Tags: Mexican · Spanish
Cecina is salt-cured, air-dried beef, and is truly a delicacy of Spain. The origin of the word cecina is not altogether clear. Some believe that it comes from the Latin siccus, meaning dry, while others believe it originates from the celtic ciercina, and is related to modern Spanish "cierzo" or North wind. The oldest written reference to cecina dates from the 4th century B.C. and the description of the process is the same as it is today. For centuries homes in the Maragara area (in the northwest of Spain) traditionally kept a dried beef leg in the larder to feed the family.

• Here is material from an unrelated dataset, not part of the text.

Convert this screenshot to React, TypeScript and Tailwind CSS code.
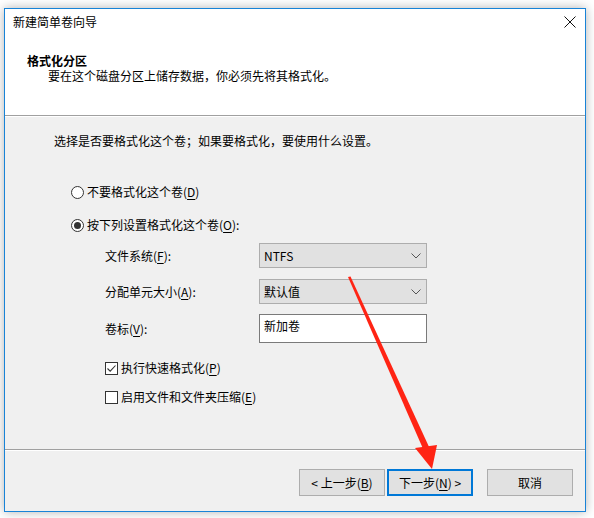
import type { ReactNode } from 'react'

const font = { fontFamily: '"Noto Sans CJK SC", "Noto Sans", sans-serif' }

function Key({ children }: { children: ReactNode }) {
  return <span className="underline underline-offset-2">{children}</span>
}

function Radio({ checked, children }: { checked?: boolean; children: ReactNode }) {
  return (
    <div className="flex items-center h-[16px] leading-[16px]">
      <span className="w-[13px] h-[13px] rounded-full border border-[#333333] bg-white flex items-center justify-center">
        {checked && <span className="w-[7px] h-[7px] rounded-full bg-[#333333]" />}
      </span>
      <span className="ml-[3px]">{children}</span>
    </div>
  )
}

function Checkbox({ checked, children }: { checked?: boolean; children: ReactNode }) {
  return (
    <div className="flex items-center h-[16px] leading-[16px]">
      <span className="w-[13px] h-[13px] border border-[#333333] bg-white flex items-center justify-center">
        {checked && (
          <svg width="11" height="11" viewBox="0 0 11 11">
            <path d="M1.5 5.5 L4.2 8.2 L9.5 2.5" fill="none" stroke="#333333" strokeWidth="1.1" />
          </svg>
        )}
      </span>
      <span className="ml-[3px]">{children}</span>
    </div>
  )
}

function Chevron() {
  return (
    <svg width="10" height="6" viewBox="0 0 10 6" className="mr-[5px]">
      <path d="M0.5 0.5 L5 5 L9.5 0.5" fill="none" stroke="#555555" strokeWidth="1" />
    </svg>
  )
}

function Select({ value }: { value: string }) {
  return (
    <div className="w-[168px] h-[25px] bg-[#e1e1e1] border border-[#adadad] flex items-center justify-between pl-[4px]">
      <span>{value}</span>
      <Chevron />
    </div>
  )
}

function Field({ label, children, className = '' }: { label: ReactNode; children: ReactNode; className?: string }) {
  return (
    <div className={`flex items-center ${className}`}>
      <span className="w-[154px]">{label}</span>
      {children}
    </div>
  )
}

function Button({ children, primary, className = '' }: { children: ReactNode; primary?: boolean; className?: string }) {
  return (
    <div
      className={`w-[86px] h-[27px] bg-[#e1e1e1] flex items-center justify-center ${
        primary ? 'border-2 border-[#0078d7]' : 'border border-[#adadad]'
      } ${className}`}
    >
      {children}
    </div>
  )
}

export default function App() {
  return (
    <div className="relative w-[594px] h-[518px] bg-white overflow-hidden text-[12px] text-black" style={font}>
      <div className="ml-[4px] mt-[8px] w-[582px] h-[504px] border border-[#1883d7] bg-[#f0f0f0] flex flex-col shadow-[0_0_10px_rgba(0,0,0,0.3)]">
        {/* header */}
        <div className="h-[107px] bg-white border-b border-[#a0a0a0] flex flex-col">
          <div className="h-[26px] flex items-center justify-between pl-[8px] pr-[9px]">
            <span>新建简单卷向导</span>
            <svg width="12" height="12" viewBox="0 0 12 12">
              <path d="M0.5 0.5 L11.5 11.5 M11.5 0.5 L0.5 11.5" stroke="#111111" strokeWidth="1" />
            </svg>
          </div>
          <div className="mt-[18px] pl-[22px] leading-[15px] font-bold">格式化分区</div>
          <div className="pl-[43px] leading-[15px]">要在这个磁盘分区上储存数据，你必须先将其格式化。</div>
        </div>
        <div className="h-px bg-white" />

        {/* body */}
        <div className="h-[332px] flex flex-col pt-[16px]">
          <div className="pl-[49px] leading-[16px]">选择是否要格式化这个卷；如果要格式化，要使用什么设置。</div>
          <div className="pl-[66px] mt-[35px] flex flex-col gap-[17px]">
            <Radio>
              不要格式化这个卷(<Key>D</Key>)
            </Radio>
            <Radio checked>
              按下列设置格式化这个卷(<Key>O</Key>):
            </Radio>
          </div>
          <div className="pl-[100px] mt-[10px] flex flex-col">
            <Field label={<>文件系统(<Key>F</Key>):</>}>
              <Select value="NTFS" />
            </Field>
            <Field label={<>分配单元大小(<Key>A</Key>):</>} className="mt-[11px]">
              <Select value="默认值" />
            </Field>
            <Field label={<>卷标(<Key>V</Key>):</>} className="mt-[10px]">
              <div className="w-[168px] h-[29px] bg-white border border-[#7a7a7a] pl-[4px] pt-[3px] leading-[16px]">新加卷</div>
            </Field>
            <div className="mt-[17px] flex flex-col gap-[13px]">
              <Checkbox checked>
                执行快速格式化(<Key>P</Key>)
              </Checkbox>
              <Checkbox>
                启用文件和文件夹压缩(<Key>E</Key>)
              </Checkbox>
            </div>
          </div>
        </div>

        {/* footer */}
        <div className="h-px bg-[#a0a0a0]" />
        <div className="h-px bg-white" />
        <div className="flex-1 flex justify-end items-start pt-[18px] pr-[12px]">
          <Button>
            &lt; 上一步(<Key>B</Key>)
          </Button>
          <Button primary className="ml-[2px]">
            下一步(<Key>N</Key>) &gt;
          </Button>
          <Button className="ml-[14px]">取消</Button>
        </div>
      </div>

      {/* red annotation arrow */}
      <svg className="absolute left-0 top-0 pointer-events-none" width="594" height="518" viewBox="0 0 594 518">
        <polygon points="348,277 350.5,276.5 430,449 424,451" fill="#ff2414" />
        <polygon points="415,448 437,445 432,469" fill="#ff2414" />
      </svg>
    </div>
  )
}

Although cecina can be made of other meats, such as goat, horse, bull or rabbit, the most common is made of the hind leg of beef.

Ref: spanishfood.about.com

Where to get Cecina


2010 Jul 28
there is Mexican Cecina, that is quite tasty, not as dried as Spanish
you can make it at home....I did it a few times in Seattle when there was a big Bresaola craze

recipe as follows:
Mexican Cecina with Guacamole

Ingredients -

1 lbs eye of round steak, in one piece
1 tablespoon freshly squeezed lime juice
1 teaspoons dried oregano
1 teaspoons salt
Tortillas and guacamole to serve
Cilantro to garnish
cup oil (optional)


Trim the ends, top and bottom of the beef with a very sharp knife so you get a loaf-shaped chunk of meat which weighs about 1 lbs. Have the length and grain of the meat running crosswise in front of you, put your hand flat on top and start slicing it at one end, 1/8 inch below your hand.

Work your way across but stop 1/8 inch before you get to the end. Do not cut right through!

Turn the meat 180 degrees and start another cut another 1/8 inch down. When you have cut an inch in, open the top slice with the hinge you have made, put your hand on the new top and keep cutting.

Repeat the process until you have one long 1/8 inch thick piece of meat.

Combine the lime juice, oregano, and salt and stir until the salt dissolves. Smear this mixture all over the meat then fold it all back to its original shape. Let it stand for 30 minutes.

Unfold the meat and hang it to dry somewhere with good air circulation for a few hours for semi-dry beef or overnight for drier beef.

Cut it into pieces, cover, and refrigerate.

You can rub some oil over it if you like to make sure the meat does not dry out any more.

Serve with tortillas, guacamole, and some cilantro for garnish.

pretty sure it's not what you're looking for but it's d*mn tasty

2010 Jul 28
I have never seen it at the Costco on Innis. How does the quality compare what you find in a deli? I generally have not been impressed with Costco's cold cuts.

Along the same line, has anyone found a good source for Armenian Bastorma? There was an Armenian from Egypt in Montreal by the name of Yevant, but he closed years ago. The only source I found made here is not very good.

2010 Jul 28
I used to get "viande de grisons" at Costco, in Gatineau anyway. We buy it when having a raclette.

2010 Jul 27
Nicastro on Merivale and their store in the market also sell viande des Grisons which is from the Swiss Canton of Grisson. It is often served with cheese fondues.

I always thought Cecina is made with horse meat?

As a side note, Jeffrey Steingarten claims that horse fat makes the best french fries.

2010 Jul 27
You could also try the European Delicatessen, as they used to carry fantastic "air dried beef" (Bindenfleisch) from Switzerland. They've moved to a new, smaller location so I can't guarantee they still have it, but it's worth checking out if you're desperate!

2010 Jul 27
I will run, not walk, to try this bresaola.

Edited to add: Thank you thank you thank you!

2010 Jul 27
Cecina is a lot like bresaola, which you can find at some Nicastro's. Good luck!

2010 Jul 27
I assume you've tried the nicastro locations?....

2010 Jul 27
Cecina made of beef, to be specific.

2010 Jul 27
If anyone can help me find cecina, I'd be quite grateful.